The Maryland Senate released its state spending plan for next fiscal year, accepting the majority of budget proposals from Gov. Wes Moore but also reducing and swapping some proposed cuts.
“The budget that the governor presented to us, from our perspective, was in pretty darn good shape,” Senate Budget and Taxation Committee Chair Guy Guzzone (D-Howard County) told members of the media on Friday.
The state expects to spend around $70 billion next fiscal year with around $250 million to spare.
There are no proposed tax or fee increases.
The Developmental Disabilities Administration (DDA) is the state department facing some of the most significant financial blows from the Moore administration with a proposed cut of roughly 10% of its overall budget.
DDA, nested within the Maryland Department of Health, helps coordinate services for people with developmental disabilities.
Moore recommended around $150 million in “cost containment” measures within DDA to help tackle a projected $1.5 billion shortfall for fiscal year 27.

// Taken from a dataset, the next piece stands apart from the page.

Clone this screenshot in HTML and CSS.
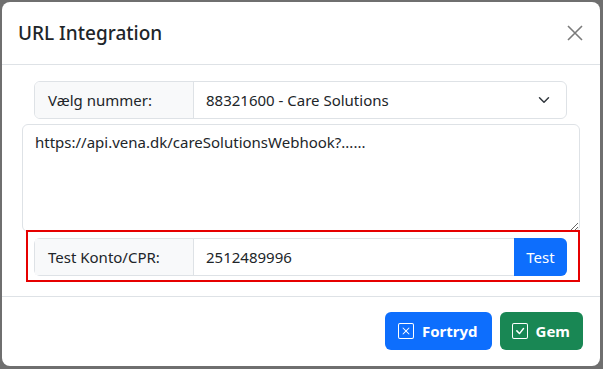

The Senate Budget and Taxation Committee ended up adopting only $127 million in DDA cuts, transferring roughly $23 million from the state’s General Fund to balance the rest.

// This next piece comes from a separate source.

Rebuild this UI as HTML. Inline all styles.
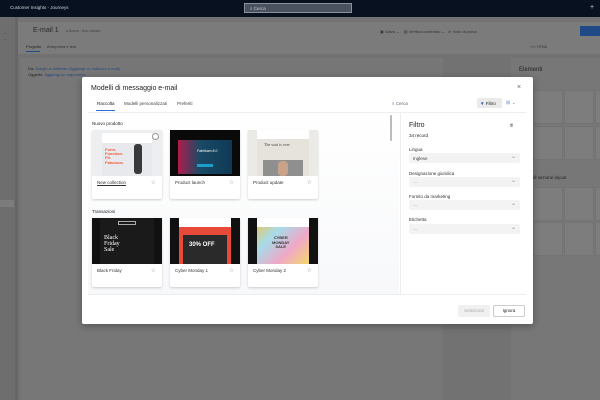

“This is what I consider the best of the worst, if you will, choices,” Guzzone said. “We came up with ways to maintain and make some cost containment but do our very best to minimize any impact on the people who rely on these services.”
The Moore administration proposed three key ways to tackle the cost containment through policy changes that would reduce DDA spend, including: capping individual budgets for those who need developmental disability care at $500,000, better enforcement of one-on-one caregiver policies and reducing wages for self-directed service providers.
The Senate opted not to implement the $500,000 cap on person-centered plan budgets, which provides discretionary funding to people with disabilities to cover the cost of support and care services.
The funding is often used to help an individual with a disability pay for accommodations and a personal care provider so they can live an independent lifestyle outside of a traditional care facility.
“That is such a relief that they heard us,” said Executive Director of The Arc Maryland Ande Kolp following the committee meeting. “That was our biggest fear that people end up back in institutional care, and that would have definitely caused issues for our community.”
The Arc is a statewide nonprofit dedicated to the rights and quality of life of persons with intellectual and developmental disabilities.
The committee also adopted a more direct policy around what’s known as dedicated hours – a one-on-one or two-to-one staff-to-person ratio for individuals with more intensive care needs.
The adopted language ensures that all other services, such as enhanced community integration, are utilized before dedicated hours are accessed, which is expected to cut DDA spending by about $27 million.
CEO of the Maryland Association of Community Services Laura Howell says she is pleased with the new language, noting the change is not viewed as a harmful cut, but rather a true cost savings measure.
The committee did vote to make some more direct slashes, like lowering wages for individuals who hire their own caregiver – self-directed care – and reducing reimbursement rates for service providers by 2 percent.
Kope notes that almost all of the services that fall under the 2 percent cut are currently not even funded at 100 percent.
“That's going to be painful. There's no question about it,” Howell said.
Guzzone says the state will be enhancing chief financial officer positions within DDA and hiring more fiscal consultants in the hopes of finally stabilizing the department after what’s shaping up to be three fiscal years of budget cuts.
Another intensive cost-saving measure proposed by the governor is providing state employees with a 1.5 percent cost of living adjustment (COLA) instead of 2 percent, saving the state around $120 million.
The governor did recommend various step increase adjustments to make state employee pay scales more equitable by a small percentage, but the increases fall miles short of what AFSCME Maryland – the largest union in state government – has been asking for.
Despite the budget analyst arm of the General Assembly recommending the Senate not adopt the step adjustments, the committee did approve it, which will cost the state around $43 million in General Funds.
The changes are expected to average out to a 2 percent salary increase for state employees, but AFSCME Maryland President Patrick Moran says this is the second year in a row salary increases are coming in below the rate of inflation.
“We were told that this administration was going to come in and make sure that working people and in particular, their employees, the state employees, were not going to have to be living on the edge, and they are,” he said.
AFSCME and the Moore administration failed to reach a collective bargaining agreement by the end of last year, meaning the administration is now deciding to impose its best offer.
“The money is there. It's about priorities. You prioritize the people that do the work every single day, that put themselves in danger in many situations,” Moran said in reference to the funds needed to provide a more substantial increase.
The budget is expected to pass in the Senate early next week, and it will then head to the House for any additional modifications, although budget leaders in both chambers largely appear to be in consensus.
Moran says the union will continue to advocate for better wage increases until the end of the legislative session, as well as for legal changes around the salary negotiation process.